----- Stored records

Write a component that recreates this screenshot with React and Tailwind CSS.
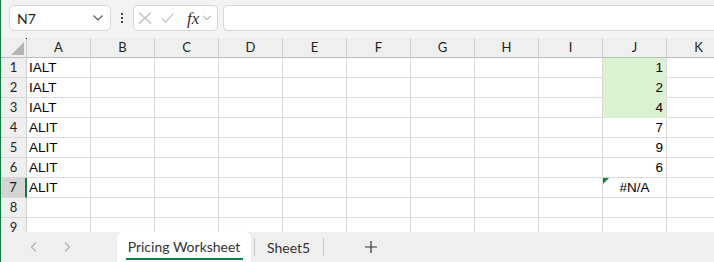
import React from 'react'

const cols = ['A', 'B', 'C', 'D', 'E', 'F', 'G', 'H', 'I', 'J', 'K']

const rows = [
  { n: 1, a: 'IALT', j: '1', green: true },
  { n: 2, a: 'IALT', j: '2', green: true },
  { n: 3, a: 'IALT', j: '4', green: true },
  { n: 4, a: 'ALIT', j: '7' },
  { n: 5, a: 'ALIT', j: '9' },
  { n: 6, a: 'ALIT', j: '6' },
  { n: 7, a: 'ALIT', j: '#N/A', error: true },
  { n: 8 },
  { n: 9 },
]

const ui = { fontFamily: 'Lato, "Liberation Sans", sans-serif' }
const cellFont = { fontFamily: '"Liberation Sans", Arial, sans-serif' }

function Chevron({ className }) {
  return (
    <svg className={className} width="10" height="6" viewBox="0 0 10 6" fill="none" stroke="currentColor" strokeWidth="1.1">
      <path d="M0.5 0.5 L5 5 L9.5 0.5" />
    </svg>
  )
}

function Toolbar() {
  return (
    <div className="h-[38px] flex items-start pt-[5px] bg-[#f3f3f3]">
      {/* name box */}
      <div className="ml-[8px] w-[102px] h-[26px] bg-white border border-[#d6d6d6] rounded-[5px] flex items-center justify-between pl-[7px] pr-[7px]">
        <span className="text-[14px] text-[#1f1f1f]" style={ui}>N7</span>
        <Chevron className="text-[#555]" />
      </div>
      {/* dots */}
      <div className="w-[22px] h-[26px] flex flex-col items-center justify-center gap-[2px]">
        <span className="w-[2px] h-[2px] bg-[#444]" />
        <span className="w-[2px] h-[2px] bg-[#444]" />
        <span className="w-[2px] h-[2px] bg-[#444]" />
      </div>
      {/* fx box */}
      <div className="w-[85px] h-[26px] bg-white border border-[#d6d6d6] rounded-[5px] flex items-center pl-[4px]">
        <svg width="14" height="12" viewBox="0 0 14 12" fill="none" stroke="#b8b8b8" strokeWidth="1.1">
          <path d="M1 0.5 L13 11.5 M13 0.5 L1 11.5" />
        </svg>
        <svg className="ml-[9px]" width="13" height="10" viewBox="0 0 13 10" fill="none" stroke="#b8b8b8" strokeWidth="1.1">
          <path d="M0.5 5 L4.5 9.3 L12.5 0.5" />
        </svg>
        <span className="ml-[13px] text-[17px] italic text-[#333] leading-none" style={{ fontFamily: '"Liberation Serif", serif' }}>fx</span>
        <Chevron className="ml-[4px] w-[8px] text-[#777]" />
      </div>
      {/* formula bar */}
      <div className="ml-[5px] flex-1 h-[26px] bg-white border border-r-0 border-[#d6d6d6] rounded-l-[5px]" />
    </div>
  )
}

function Grid() {
  return (
    <div className="h-[194px] overflow-hidden bg-white">
      {/* header row */}
      <div className="flex h-[20px] bg-[#efefef] border-b border-[#bdbdbd]">
        <div className="relative w-[26px] shrink-0 border-r border-[#d2d2d2]">
          <svg className="absolute left-[10px] top-[4px]" width="13" height="13" viewBox="0 0 13 13">
            <path d="M13 0 L13 13 L0 13 Z" fill="#b4b4b4" />
          </svg>
          <span className="absolute right-[-1px] top-0 w-[1px] h-[1px] bg-black" />
        </div>
        {cols.map((c) => (
          <div
            key={c}
            className="w-[64px] shrink-0 border-r border-[#d2d2d2] flex items-center justify-center text-[13px] text-[#1f1f1f]"
            style={ui}
          >
            {c}
          </div>
        ))}
      </div>
      {rows.map((r) => (
        <div key={r.n} className="flex h-[20px]">
          <div
            className={`w-[26px] shrink-0 flex items-center justify-center text-[13px] border-b border-[#d8d8d8] ${
              r.n === 7
                ? 'bg-[#d4d4d4] border-r-2 border-r-[#107c41] text-[#1f1f1f]'
                : 'bg-[#efefef] border-r border-r-[#d2d2d2] text-[#1f1f1f]'
            }`}
            style={ui}
          >
            {r.n}
          </div>
          {cols.map((c) => {
            const isJ = c === 'J'
            const green = isJ && r.green
            return (
              <div
                key={c}
                className={`relative w-[64px] shrink-0 border-r border-[#dadada] flex items-center pt-[1px] text-[13.5px] text-black ${
                  green ? 'bg-[#daf2d0] border-b border-b-[#daf2d0]' : 'border-b border-b-[#dadada]'
                } ${r.n === 3 && isJ ? 'border-b-[#dadada]' : ''} ${
                  isJ ? (r.error ? 'justify-center' : 'justify-end pr-[3px]') : 'pl-[2px]'
                }`}
                style={cellFont}
              >
                {r.error && isJ && (
                  <svg className="absolute left-0 top-0" width="6" height="6" viewBox="0 0 6 6">
                    <path d="M0 0 L6 0 L0 6 Z" fill="#107c41" />
                  </svg>
                )}
                {c === 'A' ? r.a : isJ ? r.j : null}
              </div>
            )
          })}
        </div>
      ))}
    </div>
  )
}

function Tabs() {
  return (
    <div className="h-[30px] flex items-stretch bg-[#efefef]" style={ui}>
      <div className="w-[116px] flex items-center text-[#b0b0b0]">
        <svg className="ml-[29px]" width="7" height="10" viewBox="0 0 7 10" fill="none" stroke="currentColor" strokeWidth="1.2">
          <path d="M6 0.5 L1.5 5 L6 9.5" />
        </svg>
        <svg className="ml-[27px]" width="7" height="10" viewBox="0 0 7 10" fill="none" stroke="currentColor" strokeWidth="1.2">
          <path d="M1 0.5 L5.5 5 L1 9.5" />
        </svg>
      </div>
      <div className="w-[134px] bg-white rounded-t-[5px] flex flex-col items-center justify-center pt-[3px] shadow-[0_0_1px_rgba(0,0,0,0.15)]">
        <span className="text-[14px] text-[#333] leading-[18px]">Pricing Worksheet</span>
        <span className="mt-[2px] w-[117px] h-[2px] bg-[#107c41]" />
      </div>
      <div className="flex items-center">
        <span className="ml-[3px] w-[1px] h-[18px] bg-[#c8c8c8]" />
        <span className="ml-[12px] text-[14px] text-[#333]">Sheet5</span>
        <span className="ml-[13px] w-[1px] h-[18px] bg-[#c8c8c8]" />
        <svg className="ml-[41px]" width="12" height="12" viewBox="0 0 12 12" fill="none" stroke="#333" strokeWidth="1.2">
          <path d="M6 0 L6 12 M0 6 L12 6" />
        </svg>
      </div>
    </div>
  )
}

export default function App() {
  return (
    <div className="w-[714px] h-[262px] overflow-hidden border-l border-[#107c41] bg-[#f3f3f3]">
      <Toolbar />
      <Grid />
      <Tabs />
    </div>
  )
}
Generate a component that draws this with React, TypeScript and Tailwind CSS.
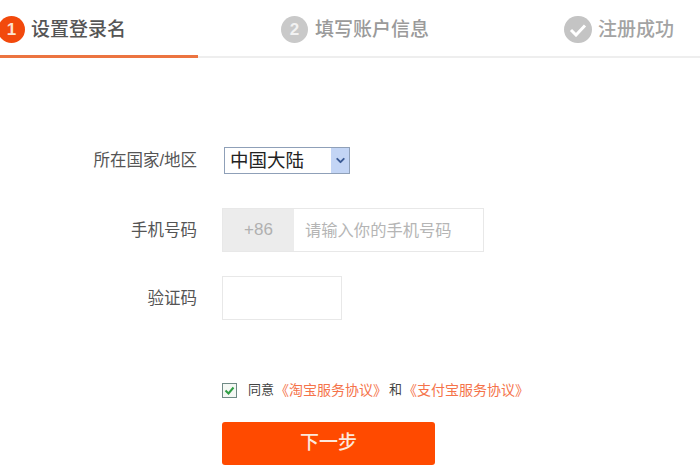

----------

## Instructions for the task
Scan the material above and determine how many lines include the word "with"; report only the number.

## Output of the exercise
2